## Material supplied
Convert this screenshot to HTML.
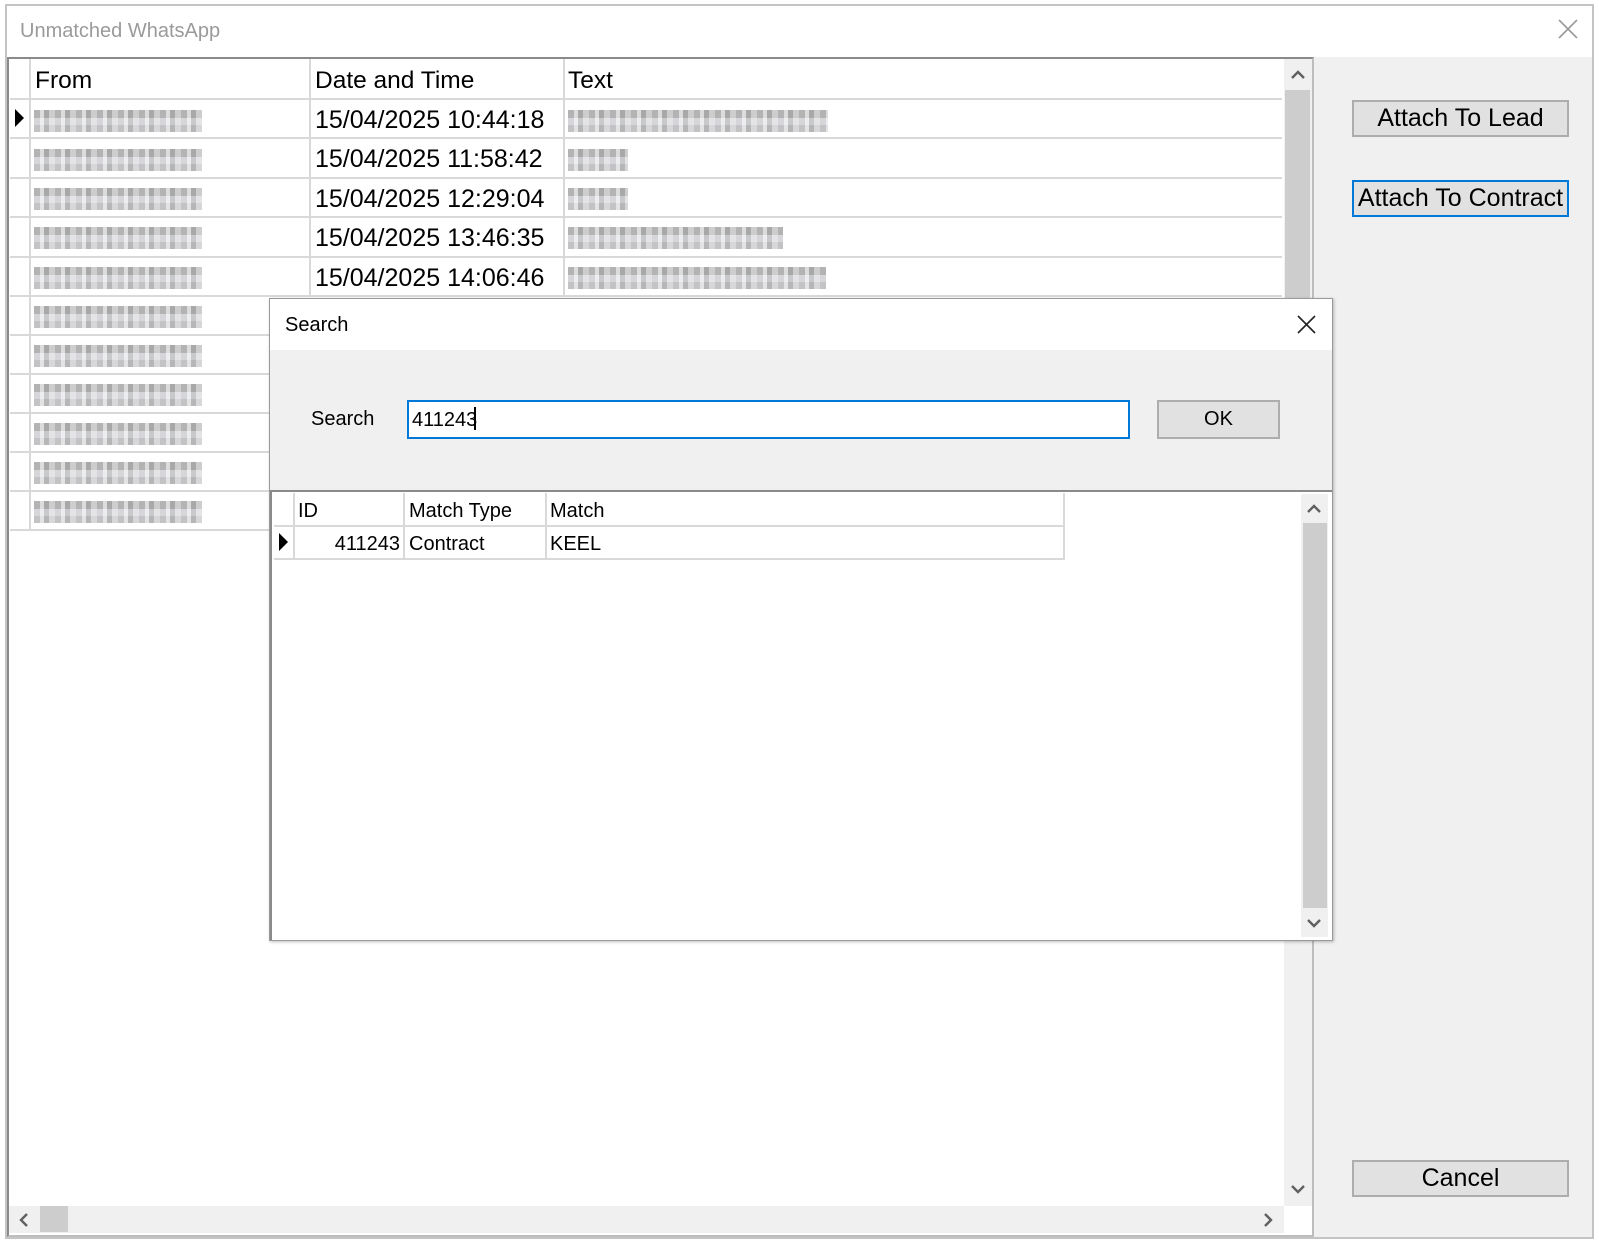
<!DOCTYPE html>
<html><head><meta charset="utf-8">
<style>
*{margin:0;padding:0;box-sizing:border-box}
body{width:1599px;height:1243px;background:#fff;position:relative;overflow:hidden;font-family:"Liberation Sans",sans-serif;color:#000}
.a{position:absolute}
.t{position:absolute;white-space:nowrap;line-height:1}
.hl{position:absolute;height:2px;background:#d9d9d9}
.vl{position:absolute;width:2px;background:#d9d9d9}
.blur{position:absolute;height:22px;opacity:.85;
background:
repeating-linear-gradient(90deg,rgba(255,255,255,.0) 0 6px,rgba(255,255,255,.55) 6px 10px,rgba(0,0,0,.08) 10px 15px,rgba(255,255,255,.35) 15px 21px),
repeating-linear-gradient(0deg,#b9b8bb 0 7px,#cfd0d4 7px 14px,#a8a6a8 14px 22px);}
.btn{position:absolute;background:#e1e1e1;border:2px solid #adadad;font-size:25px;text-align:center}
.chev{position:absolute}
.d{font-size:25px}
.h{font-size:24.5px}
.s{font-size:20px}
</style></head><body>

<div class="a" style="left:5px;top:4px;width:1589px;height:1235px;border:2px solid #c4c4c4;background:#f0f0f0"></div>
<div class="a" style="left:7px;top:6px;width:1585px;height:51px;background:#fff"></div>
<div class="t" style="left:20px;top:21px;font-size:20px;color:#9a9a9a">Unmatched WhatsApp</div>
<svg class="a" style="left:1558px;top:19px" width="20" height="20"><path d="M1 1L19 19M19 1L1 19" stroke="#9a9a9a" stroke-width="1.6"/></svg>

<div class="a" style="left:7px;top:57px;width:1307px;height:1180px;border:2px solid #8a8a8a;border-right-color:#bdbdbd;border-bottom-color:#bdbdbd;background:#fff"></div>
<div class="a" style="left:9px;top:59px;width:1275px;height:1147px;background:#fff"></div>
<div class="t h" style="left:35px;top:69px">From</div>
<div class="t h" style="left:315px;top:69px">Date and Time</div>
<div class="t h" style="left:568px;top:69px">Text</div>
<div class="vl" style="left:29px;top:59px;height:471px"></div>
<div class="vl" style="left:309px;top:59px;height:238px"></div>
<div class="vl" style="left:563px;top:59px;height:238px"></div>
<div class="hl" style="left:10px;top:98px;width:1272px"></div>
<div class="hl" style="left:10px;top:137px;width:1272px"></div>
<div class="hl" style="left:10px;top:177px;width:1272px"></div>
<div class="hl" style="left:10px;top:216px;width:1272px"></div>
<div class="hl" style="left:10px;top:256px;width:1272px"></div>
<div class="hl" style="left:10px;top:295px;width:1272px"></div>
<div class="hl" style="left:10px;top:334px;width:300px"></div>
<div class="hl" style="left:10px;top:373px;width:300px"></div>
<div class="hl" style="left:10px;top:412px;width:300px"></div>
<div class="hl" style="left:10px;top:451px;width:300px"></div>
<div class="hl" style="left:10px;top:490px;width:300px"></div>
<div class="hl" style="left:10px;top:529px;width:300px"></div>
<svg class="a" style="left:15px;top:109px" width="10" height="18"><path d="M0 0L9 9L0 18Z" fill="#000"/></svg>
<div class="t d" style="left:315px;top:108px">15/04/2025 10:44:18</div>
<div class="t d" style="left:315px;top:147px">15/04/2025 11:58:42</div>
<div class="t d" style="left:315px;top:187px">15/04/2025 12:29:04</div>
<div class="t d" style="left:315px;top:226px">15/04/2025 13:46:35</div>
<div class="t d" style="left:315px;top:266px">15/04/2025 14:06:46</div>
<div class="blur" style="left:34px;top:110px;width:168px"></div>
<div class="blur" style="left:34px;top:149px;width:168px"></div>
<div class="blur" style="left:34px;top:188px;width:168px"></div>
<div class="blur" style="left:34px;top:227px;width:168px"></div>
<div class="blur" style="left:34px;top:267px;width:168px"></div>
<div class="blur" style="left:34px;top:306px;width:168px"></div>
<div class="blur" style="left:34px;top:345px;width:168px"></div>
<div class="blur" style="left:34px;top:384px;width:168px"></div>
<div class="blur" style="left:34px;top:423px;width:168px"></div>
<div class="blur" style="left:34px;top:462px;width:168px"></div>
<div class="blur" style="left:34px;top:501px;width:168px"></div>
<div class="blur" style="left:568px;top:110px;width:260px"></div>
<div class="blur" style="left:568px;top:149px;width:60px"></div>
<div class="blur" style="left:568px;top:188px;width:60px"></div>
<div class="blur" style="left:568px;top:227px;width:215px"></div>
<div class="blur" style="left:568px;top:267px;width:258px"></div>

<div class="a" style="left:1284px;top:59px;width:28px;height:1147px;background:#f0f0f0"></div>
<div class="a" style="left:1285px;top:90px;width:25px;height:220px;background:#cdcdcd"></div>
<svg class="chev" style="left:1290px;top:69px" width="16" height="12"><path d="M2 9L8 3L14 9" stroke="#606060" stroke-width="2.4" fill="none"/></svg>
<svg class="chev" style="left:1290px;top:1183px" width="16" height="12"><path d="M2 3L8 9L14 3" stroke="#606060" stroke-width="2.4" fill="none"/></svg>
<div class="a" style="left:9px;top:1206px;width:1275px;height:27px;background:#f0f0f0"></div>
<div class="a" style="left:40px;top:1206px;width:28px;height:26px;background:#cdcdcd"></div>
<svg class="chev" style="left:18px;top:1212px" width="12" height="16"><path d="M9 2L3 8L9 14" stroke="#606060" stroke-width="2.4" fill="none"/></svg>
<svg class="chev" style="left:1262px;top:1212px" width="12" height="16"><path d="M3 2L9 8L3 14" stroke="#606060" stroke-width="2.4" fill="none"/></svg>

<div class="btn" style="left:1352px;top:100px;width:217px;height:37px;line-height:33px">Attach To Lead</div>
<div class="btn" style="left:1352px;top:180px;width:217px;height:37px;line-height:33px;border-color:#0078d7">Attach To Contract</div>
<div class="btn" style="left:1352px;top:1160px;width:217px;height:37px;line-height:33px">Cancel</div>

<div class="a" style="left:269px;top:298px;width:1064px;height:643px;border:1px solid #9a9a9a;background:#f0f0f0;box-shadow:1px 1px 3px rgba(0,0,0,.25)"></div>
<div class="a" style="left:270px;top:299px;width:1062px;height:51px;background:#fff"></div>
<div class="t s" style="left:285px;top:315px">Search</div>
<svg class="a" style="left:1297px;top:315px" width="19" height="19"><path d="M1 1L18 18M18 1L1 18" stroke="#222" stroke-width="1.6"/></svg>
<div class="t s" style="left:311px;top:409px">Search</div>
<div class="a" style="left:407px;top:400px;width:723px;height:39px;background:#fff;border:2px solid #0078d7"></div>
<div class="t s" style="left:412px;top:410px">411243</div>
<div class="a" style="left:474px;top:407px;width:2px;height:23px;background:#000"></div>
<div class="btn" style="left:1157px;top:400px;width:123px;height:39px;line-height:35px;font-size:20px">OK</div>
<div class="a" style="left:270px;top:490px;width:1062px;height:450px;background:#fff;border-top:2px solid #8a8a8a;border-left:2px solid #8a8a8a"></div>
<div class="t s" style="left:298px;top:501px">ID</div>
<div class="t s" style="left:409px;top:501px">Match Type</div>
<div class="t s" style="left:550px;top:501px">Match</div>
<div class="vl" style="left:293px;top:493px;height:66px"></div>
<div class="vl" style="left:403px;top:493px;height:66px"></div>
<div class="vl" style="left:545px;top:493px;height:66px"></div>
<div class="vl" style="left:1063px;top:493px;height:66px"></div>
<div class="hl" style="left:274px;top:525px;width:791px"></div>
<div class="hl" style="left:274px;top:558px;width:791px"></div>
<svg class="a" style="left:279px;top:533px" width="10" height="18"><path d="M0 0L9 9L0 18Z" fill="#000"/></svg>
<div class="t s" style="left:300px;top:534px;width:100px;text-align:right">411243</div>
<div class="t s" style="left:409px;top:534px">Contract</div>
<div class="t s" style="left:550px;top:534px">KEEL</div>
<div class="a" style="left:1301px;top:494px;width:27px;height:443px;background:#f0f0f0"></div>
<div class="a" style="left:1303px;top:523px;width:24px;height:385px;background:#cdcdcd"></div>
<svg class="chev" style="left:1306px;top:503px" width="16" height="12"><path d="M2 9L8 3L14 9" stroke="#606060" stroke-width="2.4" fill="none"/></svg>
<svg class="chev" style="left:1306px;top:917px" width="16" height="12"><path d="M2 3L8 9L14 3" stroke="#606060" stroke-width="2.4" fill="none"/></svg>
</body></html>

* * *

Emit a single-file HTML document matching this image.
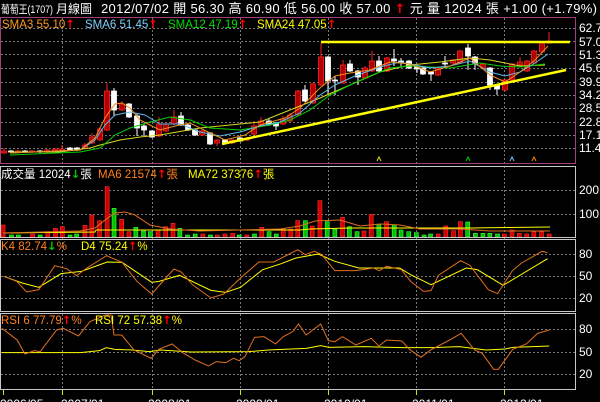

* * *

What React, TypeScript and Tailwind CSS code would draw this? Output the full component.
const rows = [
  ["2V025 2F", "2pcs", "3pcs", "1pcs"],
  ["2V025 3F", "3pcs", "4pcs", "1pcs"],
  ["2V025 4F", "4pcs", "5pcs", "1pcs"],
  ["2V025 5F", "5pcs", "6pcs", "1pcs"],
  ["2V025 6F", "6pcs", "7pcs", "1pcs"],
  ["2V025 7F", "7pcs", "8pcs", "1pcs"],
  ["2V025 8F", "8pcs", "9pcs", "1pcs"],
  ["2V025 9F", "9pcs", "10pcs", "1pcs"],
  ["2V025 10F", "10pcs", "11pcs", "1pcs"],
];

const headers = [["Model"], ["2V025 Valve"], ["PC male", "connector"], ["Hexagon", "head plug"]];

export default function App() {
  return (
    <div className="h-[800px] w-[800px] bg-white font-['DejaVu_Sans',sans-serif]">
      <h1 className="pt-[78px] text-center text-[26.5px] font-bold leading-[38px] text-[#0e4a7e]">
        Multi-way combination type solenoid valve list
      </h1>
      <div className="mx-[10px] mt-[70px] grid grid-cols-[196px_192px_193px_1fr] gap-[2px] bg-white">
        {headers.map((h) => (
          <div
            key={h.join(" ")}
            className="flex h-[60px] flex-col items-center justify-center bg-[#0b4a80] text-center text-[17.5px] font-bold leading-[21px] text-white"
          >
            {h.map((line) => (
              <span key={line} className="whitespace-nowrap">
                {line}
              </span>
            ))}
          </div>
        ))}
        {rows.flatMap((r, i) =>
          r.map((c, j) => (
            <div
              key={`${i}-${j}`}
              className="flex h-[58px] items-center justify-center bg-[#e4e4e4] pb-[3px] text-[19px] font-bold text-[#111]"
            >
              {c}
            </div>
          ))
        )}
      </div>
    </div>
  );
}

## Written exercise
Extract each line holding the word "this" from the records.

## Correct answer
Convert this screenshot to HTML.
Emit a single-file HTML document matching this image.
What React, TypeScript and Tailwind CSS code would draw this? Output the full component.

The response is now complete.